Beginning with the line that contains "Emit a component", retype the entries below exactly, ending with the line that contains "const stages = ['(Stage- I)". Leave out any pictures.

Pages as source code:
..........
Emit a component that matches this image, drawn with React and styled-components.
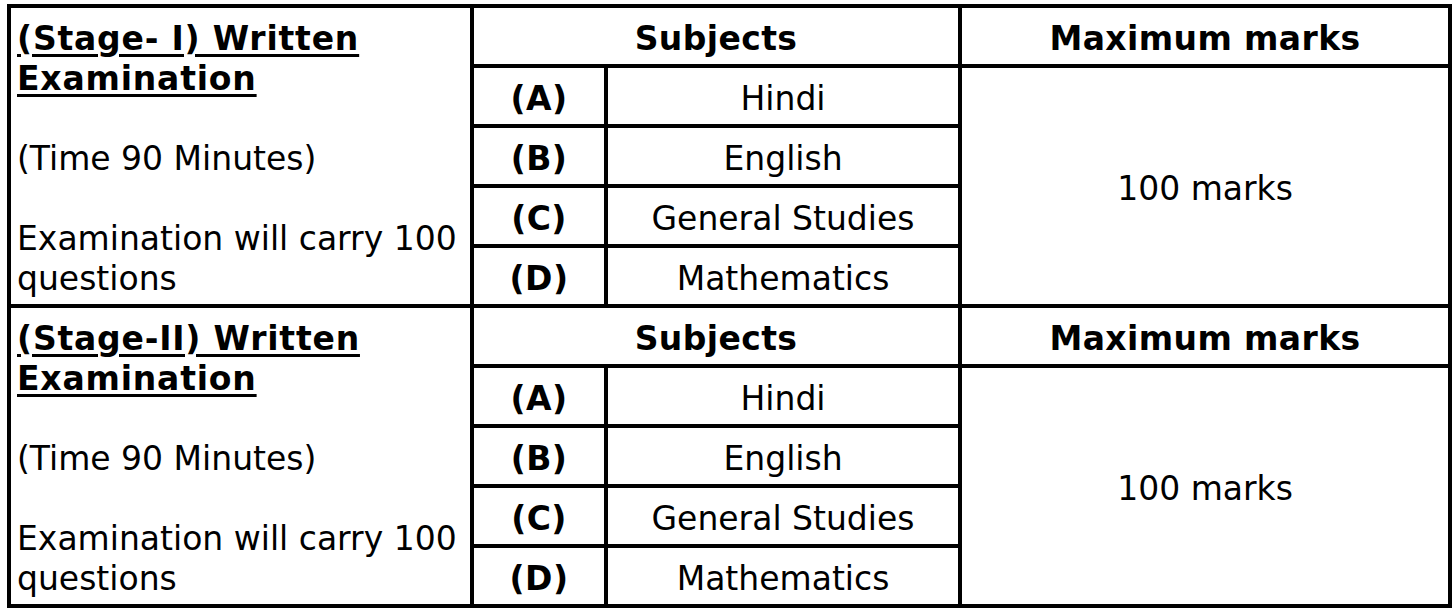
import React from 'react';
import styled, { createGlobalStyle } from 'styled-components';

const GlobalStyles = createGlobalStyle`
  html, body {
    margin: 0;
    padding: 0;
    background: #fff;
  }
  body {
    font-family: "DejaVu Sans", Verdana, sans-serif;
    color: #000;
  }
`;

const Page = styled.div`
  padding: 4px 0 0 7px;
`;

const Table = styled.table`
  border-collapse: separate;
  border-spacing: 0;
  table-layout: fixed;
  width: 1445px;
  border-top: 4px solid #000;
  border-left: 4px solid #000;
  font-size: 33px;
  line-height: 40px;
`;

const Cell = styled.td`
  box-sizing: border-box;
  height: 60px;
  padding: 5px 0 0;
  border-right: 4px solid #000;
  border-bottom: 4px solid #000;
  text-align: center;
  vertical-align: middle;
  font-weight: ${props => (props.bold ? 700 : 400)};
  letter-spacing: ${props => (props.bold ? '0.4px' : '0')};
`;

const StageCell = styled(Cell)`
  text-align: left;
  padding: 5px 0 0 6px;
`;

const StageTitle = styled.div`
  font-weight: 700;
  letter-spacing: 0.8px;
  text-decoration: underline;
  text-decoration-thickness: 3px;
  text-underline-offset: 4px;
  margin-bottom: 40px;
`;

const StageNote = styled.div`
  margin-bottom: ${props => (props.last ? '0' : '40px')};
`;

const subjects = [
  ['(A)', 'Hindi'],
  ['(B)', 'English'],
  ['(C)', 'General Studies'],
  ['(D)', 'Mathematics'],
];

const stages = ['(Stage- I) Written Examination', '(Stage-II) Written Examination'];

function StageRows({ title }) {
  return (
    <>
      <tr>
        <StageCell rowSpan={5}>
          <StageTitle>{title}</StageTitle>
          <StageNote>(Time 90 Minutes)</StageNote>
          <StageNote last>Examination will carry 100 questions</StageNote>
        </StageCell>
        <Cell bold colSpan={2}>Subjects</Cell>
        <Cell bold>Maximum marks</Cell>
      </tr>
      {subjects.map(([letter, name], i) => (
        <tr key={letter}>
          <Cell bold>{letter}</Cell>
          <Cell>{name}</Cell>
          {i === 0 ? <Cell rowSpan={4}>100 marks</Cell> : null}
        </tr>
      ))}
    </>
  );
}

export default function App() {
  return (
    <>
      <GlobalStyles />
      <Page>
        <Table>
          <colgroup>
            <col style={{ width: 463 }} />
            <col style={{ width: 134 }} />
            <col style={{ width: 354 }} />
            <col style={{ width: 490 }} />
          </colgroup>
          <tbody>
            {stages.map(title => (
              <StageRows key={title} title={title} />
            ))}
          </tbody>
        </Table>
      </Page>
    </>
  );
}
..........
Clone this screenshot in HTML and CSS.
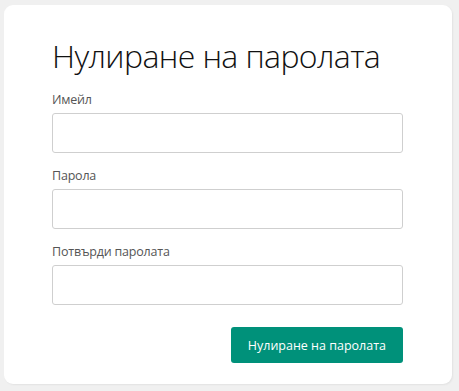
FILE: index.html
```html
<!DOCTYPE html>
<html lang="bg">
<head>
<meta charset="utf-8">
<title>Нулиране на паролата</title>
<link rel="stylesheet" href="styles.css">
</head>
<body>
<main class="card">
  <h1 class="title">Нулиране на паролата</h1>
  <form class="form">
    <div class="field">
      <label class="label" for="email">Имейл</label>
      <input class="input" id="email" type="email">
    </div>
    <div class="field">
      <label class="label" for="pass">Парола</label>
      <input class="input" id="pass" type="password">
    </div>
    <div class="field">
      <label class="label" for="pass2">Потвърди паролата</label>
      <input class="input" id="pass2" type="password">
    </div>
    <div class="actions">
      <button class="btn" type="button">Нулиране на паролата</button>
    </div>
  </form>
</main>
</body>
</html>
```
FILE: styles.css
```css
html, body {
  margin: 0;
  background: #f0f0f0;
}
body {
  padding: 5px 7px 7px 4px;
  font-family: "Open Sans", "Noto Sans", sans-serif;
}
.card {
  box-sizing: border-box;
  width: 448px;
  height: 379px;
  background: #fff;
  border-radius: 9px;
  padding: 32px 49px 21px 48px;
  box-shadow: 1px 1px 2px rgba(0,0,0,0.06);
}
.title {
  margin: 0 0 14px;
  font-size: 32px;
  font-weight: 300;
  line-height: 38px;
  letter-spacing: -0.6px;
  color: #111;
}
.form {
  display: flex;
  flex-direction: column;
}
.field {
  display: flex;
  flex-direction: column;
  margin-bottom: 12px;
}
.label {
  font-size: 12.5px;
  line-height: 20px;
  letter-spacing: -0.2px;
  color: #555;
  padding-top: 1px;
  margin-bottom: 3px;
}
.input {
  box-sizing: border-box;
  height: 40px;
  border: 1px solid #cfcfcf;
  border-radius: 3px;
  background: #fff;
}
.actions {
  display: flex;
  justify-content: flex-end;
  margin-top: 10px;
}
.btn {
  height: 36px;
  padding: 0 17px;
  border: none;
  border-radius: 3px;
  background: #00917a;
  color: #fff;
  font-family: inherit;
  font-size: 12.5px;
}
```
..........
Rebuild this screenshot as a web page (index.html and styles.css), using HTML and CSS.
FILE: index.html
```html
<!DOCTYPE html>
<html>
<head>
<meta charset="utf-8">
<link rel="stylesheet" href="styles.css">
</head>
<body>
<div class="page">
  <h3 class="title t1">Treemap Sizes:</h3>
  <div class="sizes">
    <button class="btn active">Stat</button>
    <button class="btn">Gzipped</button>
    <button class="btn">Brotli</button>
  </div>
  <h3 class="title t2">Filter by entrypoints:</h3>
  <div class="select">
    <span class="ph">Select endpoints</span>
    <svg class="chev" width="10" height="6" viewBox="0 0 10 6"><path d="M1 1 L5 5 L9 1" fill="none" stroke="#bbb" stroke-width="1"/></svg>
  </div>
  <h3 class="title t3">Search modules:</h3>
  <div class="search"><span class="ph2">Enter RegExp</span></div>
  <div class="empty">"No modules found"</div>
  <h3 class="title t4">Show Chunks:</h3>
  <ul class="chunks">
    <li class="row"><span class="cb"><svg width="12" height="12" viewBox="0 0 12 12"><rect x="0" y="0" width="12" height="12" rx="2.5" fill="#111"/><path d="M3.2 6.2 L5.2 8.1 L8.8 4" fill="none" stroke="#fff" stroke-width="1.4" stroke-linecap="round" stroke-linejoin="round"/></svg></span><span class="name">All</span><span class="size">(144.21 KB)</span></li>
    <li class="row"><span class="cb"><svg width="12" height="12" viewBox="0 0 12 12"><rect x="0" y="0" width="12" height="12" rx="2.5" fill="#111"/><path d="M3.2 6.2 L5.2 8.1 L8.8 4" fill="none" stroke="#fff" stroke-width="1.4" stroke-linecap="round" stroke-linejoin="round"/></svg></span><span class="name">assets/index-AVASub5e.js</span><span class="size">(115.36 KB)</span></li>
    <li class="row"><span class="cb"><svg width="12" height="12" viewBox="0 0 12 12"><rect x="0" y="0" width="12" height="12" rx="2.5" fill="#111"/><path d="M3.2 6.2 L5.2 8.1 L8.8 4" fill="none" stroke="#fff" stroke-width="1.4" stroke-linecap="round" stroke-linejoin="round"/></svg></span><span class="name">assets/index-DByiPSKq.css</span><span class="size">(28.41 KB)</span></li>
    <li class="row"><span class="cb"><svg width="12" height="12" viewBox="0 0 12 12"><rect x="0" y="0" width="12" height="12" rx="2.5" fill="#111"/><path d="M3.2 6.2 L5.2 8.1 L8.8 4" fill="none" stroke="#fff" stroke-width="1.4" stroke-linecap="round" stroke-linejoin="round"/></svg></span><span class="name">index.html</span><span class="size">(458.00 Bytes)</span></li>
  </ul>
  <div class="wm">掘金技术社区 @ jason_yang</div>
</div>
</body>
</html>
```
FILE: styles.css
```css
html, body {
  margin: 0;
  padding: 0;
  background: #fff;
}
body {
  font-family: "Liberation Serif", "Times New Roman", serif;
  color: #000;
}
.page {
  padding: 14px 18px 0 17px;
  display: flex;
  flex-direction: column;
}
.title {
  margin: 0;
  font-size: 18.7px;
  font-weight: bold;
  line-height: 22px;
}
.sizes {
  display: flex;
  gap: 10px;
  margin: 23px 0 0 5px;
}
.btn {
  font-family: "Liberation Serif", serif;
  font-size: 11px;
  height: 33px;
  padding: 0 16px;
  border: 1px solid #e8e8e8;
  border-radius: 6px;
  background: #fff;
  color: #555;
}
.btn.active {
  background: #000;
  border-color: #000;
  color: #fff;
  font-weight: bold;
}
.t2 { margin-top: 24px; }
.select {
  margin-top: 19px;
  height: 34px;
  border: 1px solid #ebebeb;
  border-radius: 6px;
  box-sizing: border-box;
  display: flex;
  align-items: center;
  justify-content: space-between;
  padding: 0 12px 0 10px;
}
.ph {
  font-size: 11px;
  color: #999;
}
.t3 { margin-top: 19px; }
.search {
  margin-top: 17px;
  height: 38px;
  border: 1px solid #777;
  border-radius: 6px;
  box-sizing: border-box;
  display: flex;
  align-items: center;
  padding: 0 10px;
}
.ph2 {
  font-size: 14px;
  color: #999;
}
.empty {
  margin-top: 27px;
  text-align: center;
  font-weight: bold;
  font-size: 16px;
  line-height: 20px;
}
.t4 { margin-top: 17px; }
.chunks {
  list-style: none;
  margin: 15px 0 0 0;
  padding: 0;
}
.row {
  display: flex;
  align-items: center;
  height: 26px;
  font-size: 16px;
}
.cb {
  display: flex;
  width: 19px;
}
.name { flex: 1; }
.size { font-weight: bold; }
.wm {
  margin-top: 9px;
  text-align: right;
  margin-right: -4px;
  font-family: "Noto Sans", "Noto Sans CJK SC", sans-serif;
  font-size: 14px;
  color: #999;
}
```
..........
§ **Exercise response**
Emit a component that matches this image, drawn with React and styled-components.
import React from 'react';
import styled, { createGlobalStyle } from 'styled-components';

const GlobalStyles = createGlobalStyle`
  html, body {
    margin: 0;
    padding: 0;
    background: #fff;
  }
  body {
    font-family: "DejaVu Sans", Verdana, sans-serif;
    color: #000;
  }
`;

const Page = styled.div`
  padding: 4px 0 0 7px;
`;

const Table = styled.table`
  border-collapse: separate;
  border-spacing: 0;
  table-layout: fixed;
  width: 1445px;
  border-top: 4px solid #000;
  border-left: 4px solid #000;
  font-size: 33px;
  line-height: 40px;
`;

const Cell = styled.td`
  box-sizing: border-box;
  height: 60px;
  padding: 5px 0 0;
  border-right: 4px solid #000;
  border-bottom: 4px solid #000;
  text-align: center;
  vertical-align: middle;
  font-weight: ${props => (props.bold ? 700 : 400)};
  letter-spacing: ${props => (props.bold ? '0.4px' : '0')};
`;

const StageCell = styled(Cell)`
  text-align: left;
  padding: 5px 0 0 6px;
`;

const StageTitle = styled.div`
  font-weight: 700;
  letter-spacing: 0.8px;
  text-decoration: underline;
  text-decoration-thickness: 3px;
  text-underline-offset: 4px;
  margin-bottom: 40px;
`;

const StageNote = styled.div`
  margin-bottom: ${props => (props.last ? '0' : '40px')};
`;

const subjects = [
  ['(A)', 'Hindi'],
  ['(B)', 'English'],
  ['(C)', 'General Studies'],
  ['(D)', 'Mathematics'],
];

const stages = ['(Stage- I) Written Examination', '(Stage-II) Written Examination'];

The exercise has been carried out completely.